The poem betrays characteristic Orwellian elements: human vulnerability in the face of vicious animal intelligence (‘They also attack sick or dying people,’ O’Brien tells Winston in Nineteen Eighty-Four. ‘They show astonishing intelligence in knowing when a human being is helpless’); above all, the idea of rats biting their victim in the face. Orwell had obviously studied rats at close hand.
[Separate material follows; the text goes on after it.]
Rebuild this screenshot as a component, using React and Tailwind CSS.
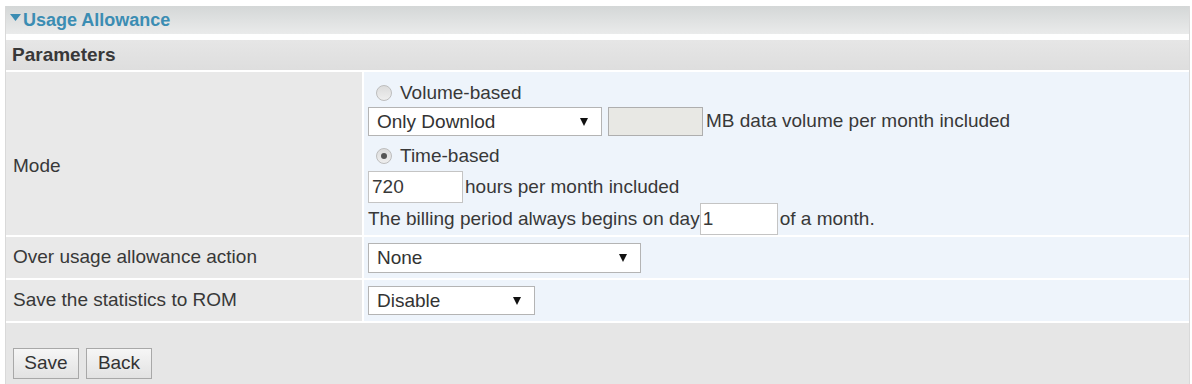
import { useState } from 'react';

const Arrow = () => (
  <svg width="8" height="8" viewBox="0 0 8 8" className="absolute right-[14px] top-1/2 -translate-y-1/2 pointer-events-none">
    <polygon points="0,0 8,0 4,8" fill="#111" />
  </svg>
);

const FakeSelect = ({ value, options, width, onChange }) => (
  <div className="relative h-full" style={{ width }}>
    <select
      value={value}
      onChange={(e) => onChange(e.target.value)}
      className="w-full h-full appearance-none bg-white border border-[#b4b4b4] pl-[8px] text-[#333] outline-none"
    >
      {options.map((o) => (
        <option key={o} value={o}>{o}</option>
      ))}
    </select>
    <Arrow />
  </div>
);

const Radio = ({ checked, onClick }) => (
  <span
    onClick={onClick}
    className="w-[16px] h-[16px] rounded-full border border-[#bdbdbd] bg-gradient-to-b from-[#dcdcdc] to-[#eeeeee] flex items-center justify-center cursor-pointer"
  >
    {checked && <span className="w-[6px] h-[6px] rounded-full bg-[#555]" />}
  </span>
);

export default function App() {
  const [mode, setMode] = useState('time');
  const [volType, setVolType] = useState('Only Downlod');
  const [hours, setHours] = useState('720');
  const [day, setDay] = useState('1');
  const [action, setAction] = useState('None');
  const [save, setSave] = useState('Disable');

  return (
    <div className="w-[1192px] h-[384px] bg-white pl-[5px] pr-[2px] pt-[6px] text-[19px] text-[#383838] font-['Liberation_Sans',Arial,sans-serif] overflow-hidden">
      <div className="h-full border-l border-r border-[#d9d9d9] flex flex-col">
        {/* header */}
        <div className="h-[28px] shrink-0 bg-gradient-to-b from-[#d4d7d7] to-[#eaebeb] flex items-center pl-[4px]">
          <svg width="11" height="7" viewBox="0 0 11 7" className="mr-[2px] -mt-[6px]">
            <polygon points="0,0 11,0 5.5,7" fill="#3b8db3" />
          </svg>
          <span className="font-bold text-[18px] text-[#3b8db3] pt-[1px]">Usage Allowance</span>
        </div>
        <div className="h-[6px] shrink-0 bg-white" />
        <div className="h-[30px] shrink-0 bg-gradient-to-b from-[#e6e6e6] to-[#dedede] flex items-center pl-[6px]">
          <span className="font-bold">Parameters</span>
        </div>
        <div className="h-[2px] shrink-0 bg-white" />

        {/* Mode */}
        <div className="flex h-[163px] shrink-0">
          <div className="w-[356px] shrink-0 bg-[#e9e9e9] flex items-center pl-[7px] pt-[26px]">Mode</div>
          <div className="w-[2px] shrink-0 bg-white" />
          <div className="flex-1 bg-[#eef4fb] pl-[4px] pt-[7px] flex flex-col">
            <div className="h-[28px] flex items-center pl-[8px]">
              <Radio checked={mode === 'volume'} onClick={() => setMode('volume')} />
              <span className="ml-[8px]">Volume-based</span>
            </div>
            <div className="h-[29px] flex items-center">
              <FakeSelect value={volType} onChange={setVolType} width={234} options={['Only Downlod', 'Only Upload', 'Download and Upload']} />
              <input
                disabled
                className="ml-[6px] w-[95px] h-full bg-[#e8e8e4] border border-[#aeaeae]"
              />
              <span className="ml-[3px]">MB data volume per month included</span>
            </div>
            <div className="mt-[5px] h-[30px] flex items-center pl-[8px]">
              <Radio checked={mode === 'time'} onClick={() => setMode('time')} />
              <span className="ml-[8px]">Time-based</span>
            </div>
            <div className="h-[32px] flex items-center">
              <input
                value={hours}
                onChange={(e) => setHours(e.target.value)}
                className="w-[95px] h-full bg-white border border-[#c4c4c4] pl-[3px] outline-none"
              />
              <span className="ml-[2px]">hours per month included</span>
            </div>
            <div className="h-[32px] flex items-center">
              <span>The billing period always begins on day</span>
              <input
                value={day}
                onChange={(e) => setDay(e.target.value)}
                className="w-[78px] h-full bg-white border border-[#c4c4c4] pl-[2px] outline-none"
              />
              <span className="ml-[2px]">of a month.</span>
            </div>
          </div>
        </div>
        <div className="h-[2px] shrink-0 bg-white" />

        {/* Over usage */}
        <div className="flex h-[41px] shrink-0">
          <div className="w-[356px] shrink-0 bg-[#e9e9e9] flex items-center pl-[7px]">Over usage allowance action</div>
          <div className="w-[2px] shrink-0 bg-white" />
          <div className="flex-1 bg-[#eef4fb] pl-[4px] flex items-center">
            <div className="h-[30px]">
              <FakeSelect value={action} onChange={setAction} width={273} options={['None', 'Disconnect', 'Warning']} />
            </div>
          </div>
        </div>
        <div className="h-[2px] shrink-0 bg-white" />

        {/* Save statistics */}
        <div className="flex h-[41px] shrink-0">
          <div className="w-[356px] shrink-0 bg-[#e9e9e9] flex items-center pl-[7px]">Save the statistics to ROM</div>
          <div className="w-[2px] shrink-0 bg-white" />
          <div className="flex-1 bg-[#eef4fb] pl-[4px] flex items-center">
            <div className="h-[29px]">
              <FakeSelect value={save} onChange={setSave} width={167} options={['Disable', 'Enable']} />
            </div>
          </div>
        </div>
        <div className="h-[2px] shrink-0 bg-white" />

        {/* buttons */}
        <div className="flex-1 bg-[#e6e6e6] flex items-start pt-[25px] pl-[7px] gap-[7px]">
          <button className="w-[66px] h-[31px] border border-[#a8a8a8] bg-gradient-to-b from-[#f6f6f6] to-[#e2e2e2] text-[#333]">Save</button>
          <button className="w-[66px] h-[31px] border border-[#a8a8a8] bg-gradient-to-b from-[#f6f6f6] to-[#e2e2e2] text-[#333]">Back</button>
        </div>
      </div>
    </div>
  );
}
Writing about his time in Spain in 1937, hunting firewood in the shadow of the Fascist observation posts, he notes that ‘If their machine-gunners spotted you, you had to flatten yourself out like a rat when it squirms under a door.’ In his early life Orwell must have watched a rat squirming under a door, and the image had stayed with him to provide a neat little metaphor for his own affairs.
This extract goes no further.